> _The exercise_
In the listing below, locate the lines that hold the string "index". Copy those lines.

> _Source excerpt_

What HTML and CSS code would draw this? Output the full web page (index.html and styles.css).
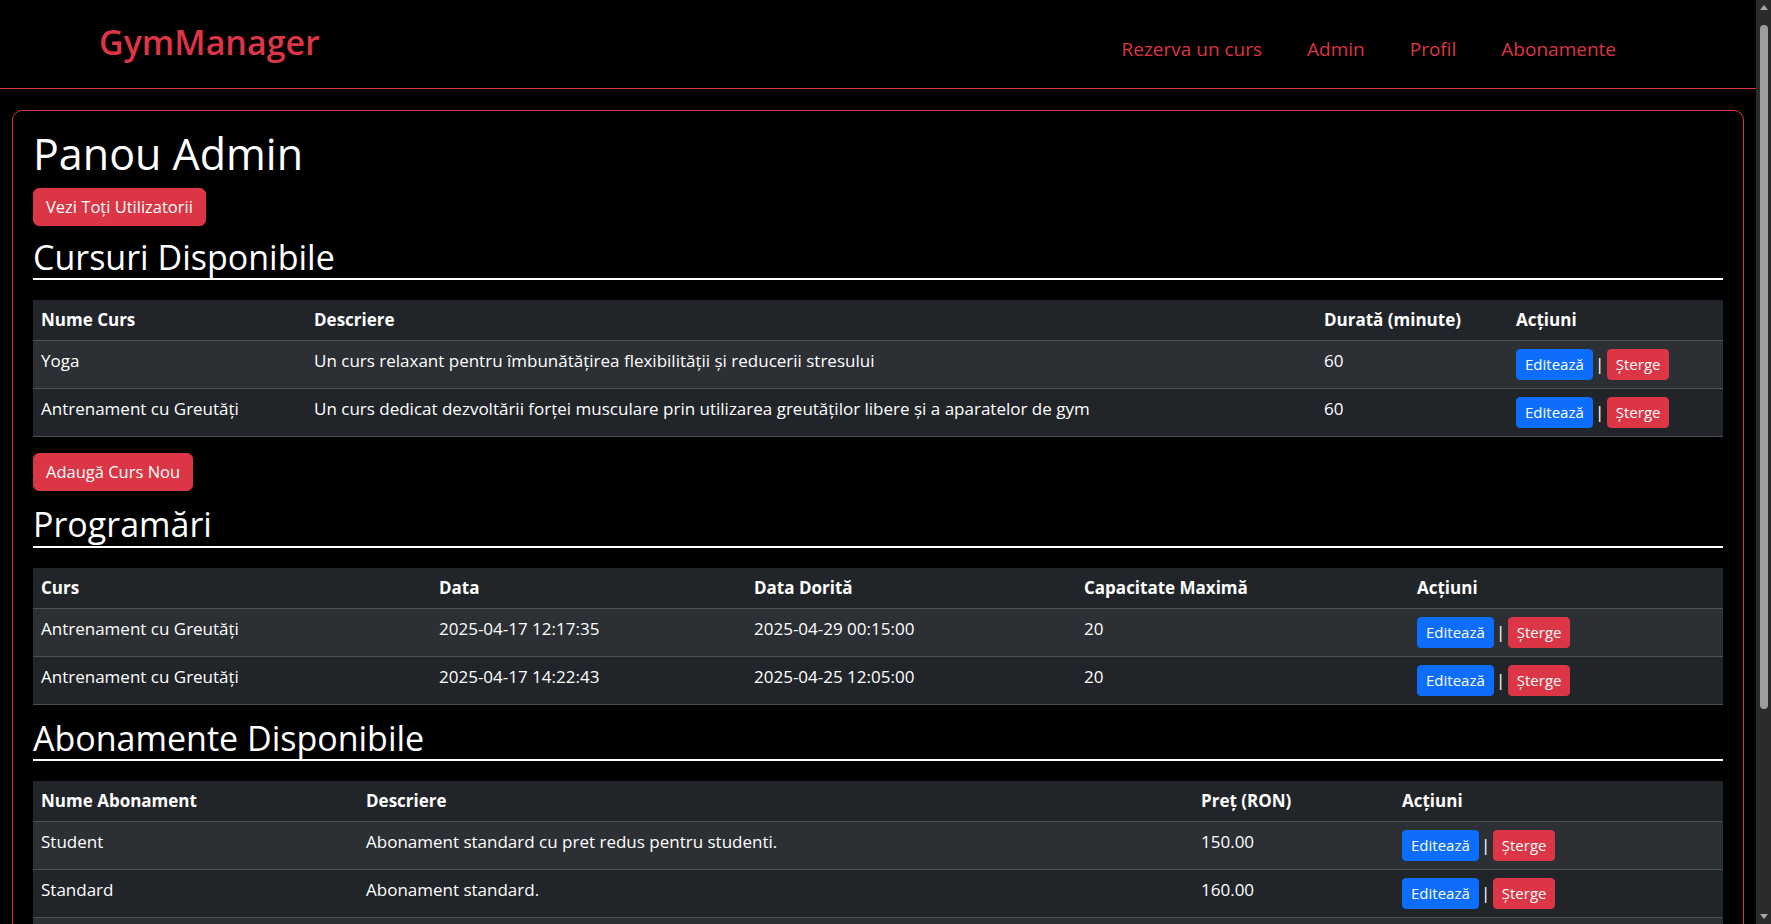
FILE: index.html
```html
<!DOCTYPE html>
<html lang="ro">
<head>
<meta charset="utf-8">
<title>Panou Admin - GymManager</title>
<link rel="stylesheet" href="styles.css">
</head>
<body>
<div class="page">
<header class="navbar">
  <a class="brand" href="#">GymManager</a>
  <nav class="nav">
    <a class="nav-link" href="#">Rezerva un curs</a>
    <a class="nav-link" href="#">Admin</a>
    <a class="nav-link" href="#">Profil</a>
    <a class="nav-link" href="#">Abonamente</a>
  </nav>
</header>

<main class="panel">
  <h1 class="page-title">Panou Admin</h1>
  <div class="top-actions"><a class="btn btn-danger" href="#">Vezi Toți Utilizatorii</a></div>

  <h2 class="section-title">Cursuri Disponibile</h2>
  <table class="table">
    <colgroup>
      <col class="c-course-name"><col class="c-course-desc"><col class="c-course-dur"><col class="c-course-act">
    </colgroup>
    <thead>
      <tr><th>Nume Curs</th><th>Descriere</th><th>Durată (minute)</th><th>Acțiuni</th></tr>
    </thead>
    <tbody>
      <tr>
        <td>Yoga</td>
        <td>Un curs relaxant pentru îmbunătățirea flexibilității și reducerii stresului</td>
        <td>60</td>
        <td><a class="btn btn-sm btn-primary" href="#">Editează</a><span class="sep">|</span><a class="btn btn-sm btn-danger" href="#">Șterge</a></td>
      </tr>
      <tr>
        <td>Antrenament cu Greutăți</td>
        <td>Un curs dedicat dezvoltării forței musculare prin utilizarea greutăților libere și a aparatelor de gym</td>
        <td>60</td>
        <td><a class="btn btn-sm btn-primary" href="#">Editează</a><span class="sep">|</span><a class="btn btn-sm btn-danger" href="#">Șterge</a></td>
      </tr>
    </tbody>
  </table>
  <div class="add-actions"><a class="btn btn-danger" href="#">Adaugă Curs Nou</a></div>

  <h2 class="section-title">Programări</h2>
  <table class="table">
    <colgroup>
      <col class="c-prog-course"><col class="c-prog-date"><col class="c-prog-wish"><col class="c-prog-cap"><col class="c-prog-act">
    </colgroup>
    <thead>
      <tr><th>Curs</th><th>Data</th><th>Data Dorită</th><th>Capacitate Maximă</th><th>Acțiuni</th></tr>
    </thead>
    <tbody>
      <tr>
        <td>Antrenament cu Greutăți</td>
        <td>2025-04-17 12:17:35</td>
        <td>2025-04-29 00:15:00</td>
        <td>20</td>
        <td><a class="btn btn-sm btn-primary" href="#">Editează</a><span class="sep">|</span><a class="btn btn-sm btn-danger" href="#">Șterge</a></td>
      </tr>
      <tr>
        <td>Antrenament cu Greutăți</td>
        <td>2025-04-17 14:22:43</td>
        <td>2025-04-25 12:05:00</td>
        <td>20</td>
        <td><a class="btn btn-sm btn-primary" href="#">Editează</a><span class="sep">|</span><a class="btn btn-sm btn-danger" href="#">Șterge</a></td>
      </tr>
    </tbody>
  </table>

  <h2 class="section-title">Abonamente Disponibile</h2>
  <table class="table">
    <colgroup>
      <col class="c-sub-name"><col class="c-sub-desc"><col class="c-sub-price"><col class="c-sub-act">
    </colgroup>
    <thead>
      <tr><th>Nume Abonament</th><th>Descriere</th><th>Preț (RON)</th><th>Acțiuni</th></tr>
    </thead>
    <tbody>
      <tr>
        <td>Student</td>
        <td>Abonament standard cu pret redus pentru studenti.</td>
        <td>150.00</td>
        <td><a class="btn btn-sm btn-primary" href="#">Editează</a><span class="sep">|</span><a class="btn btn-sm btn-danger" href="#">Șterge</a></td>
      </tr>
      <tr>
        <td>Standard</td>
        <td>Abonament standard.</td>
        <td>160.00</td>
        <td><a class="btn btn-sm btn-primary" href="#">Editează</a><span class="sep">|</span><a class="btn btn-sm btn-danger" href="#">Șterge</a></td>
      </tr>
      <tr>
        <td>Premium</td>
        <td>Abonament premium cu acces nelimitat.</td>
        <td>250.00</td>
        <td><a class="btn btn-sm btn-primary" href="#">Editează</a><span class="sep">|</span><a class="btn btn-sm btn-danger" href="#">Șterge</a></td>
      </tr>
    </tbody>
  </table>
  <div class="add-actions"><a class="btn btn-danger" href="#">Adaugă Abonament Nou</a></div>
</main>
</div>

<div class="scrollbar" aria-hidden="true">
  <span class="sb-up"></span>
  <span class="sb-thumb"></span>
  <span class="sb-down"></span>
</div>
</body>
</html>
```

FILE: styles.css
```css
* { box-sizing: border-box; }

html, body {
  margin: 0;
  padding: 0;
  background: #000;
}

body {
  font-family: "Open Sans", "Liberation Sans", sans-serif;
  font-size: 17px;
  line-height: 24px;
  color: #fff;
}

.page {
  margin-right: 15px;
  padding-bottom: 120px;
}

a { text-decoration: none; }

/* ---------- navbar ---------- */
.navbar {
  display: flex;
  align-items: flex-start;
  justify-content: space-between;
  height: 89px;
  padding: 0 140px 0 99px;
  border-bottom: 1px solid #dc3545;
  background: #000;
}

.brand {
  margin-top: 22px;
  font-size: 34px;
  line-height: 40px;
  font-weight: 600;
  color: #dc3545;
}

.nav {
  display: flex;
  gap: 45px;
  margin-top: 37px;
}

.nav-link {
  font-size: 19px;
  line-height: 24px;
  font-weight: 400;
  color: #dc3545;
}

/* ---------- panel ---------- */
.panel {
  margin: 21px 12px;
  padding: 21px 20px 20px;
  border: 1px solid #dc3545;
  border-radius: 10px;
}

.page-title {
  margin: 0 0 11.4px;
  font-size: 43px;
  line-height: 44.6px;
  font-weight: 500;
}

.top-actions { margin-bottom: 14px; }
.add-actions { margin-bottom: 16px; }

.section-title {
  margin: 0 0 20px;
  padding-bottom: 4px;
  font-size: 34px;
  line-height: 34.5px;
  font-weight: 500;
  border-bottom: 2px solid #fff;
}

/* ---------- buttons ---------- */
.btn {
  display: inline-block;
  padding: 6px 12px;
  font-size: 16.5px;
  line-height: 24px;
  font-weight: 400;
  color: #fff;
  border: 1px solid transparent;
  border-radius: 6px;
  vertical-align: baseline;
}

.btn-sm {
  padding: 4px 8px;
  font-size: 15px;
  line-height: 21px;
  border-radius: 4px;
}

.btn-danger { background: #dc3545; border-color: #dc3545; }
.btn-primary { background: #0d6efd; border-color: #0d6efd; }

.sep {
  display: inline-block;
  width: 14px;
  text-align: center;
  color: #fff;
}

/* ---------- tables ---------- */
.table {
  width: 100%;
  table-layout: fixed;
  border-collapse: collapse;
  margin-bottom: 16px;
  background: #212529;
  color: #fff;
}

.table th,
.table td {
  padding: 8px;
  text-align: left;
  vertical-align: top;
  border-bottom: 1px solid #4d5154;
}

.table th { font-weight: 700; }

.table tbody tr:nth-child(odd) { background: #2c3034; }

.c-course-name { width: 273px; }
.c-course-desc { width: 1010px; }
.c-course-dur  { width: 192px; }
.c-course-act  { width: 215px; }

.c-prog-course { width: 398px; }
.c-prog-date   { width: 315px; }
.c-prog-wish   { width: 330px; }
.c-prog-cap    { width: 333px; }
.c-prog-act    { width: 314px; }

.c-sub-name  { width: 325px; }
.c-sub-desc  { width: 835px; }
.c-sub-price { width: 201px; }
.c-sub-act   { width: 329px; }

/* ---------- window scrollbar (browser chrome) ---------- */
.scrollbar {
  position: fixed;
  top: 0;
  right: 0;
  width: 15px;
  height: 100vh;
  display: flex;
  flex-direction: column;
  align-items: center;
  background: #2b2b2b;
}

.sb-up,
.sb-down {
  width: 0;
  height: 0;
  border-left: 4px solid transparent;
  border-right: 4px solid transparent;
}

.sb-up {
  margin-top: 5px;
  border-bottom: 5px solid #a8a8a8;
}

.sb-thumb {
  width: 8px;
  height: 684px;
  margin-top: 15px;
  border-radius: 4px;
  background: #9e9e9e;
}

.sb-down {
  margin-top: auto;
  margin-bottom: 5px;
  border-top: 5px solid #a8a8a8;
}
```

> _Solution for this task_
What HTML and CSS code would draw this? Output the full web page (index.html and styles.css).
FILE: index.html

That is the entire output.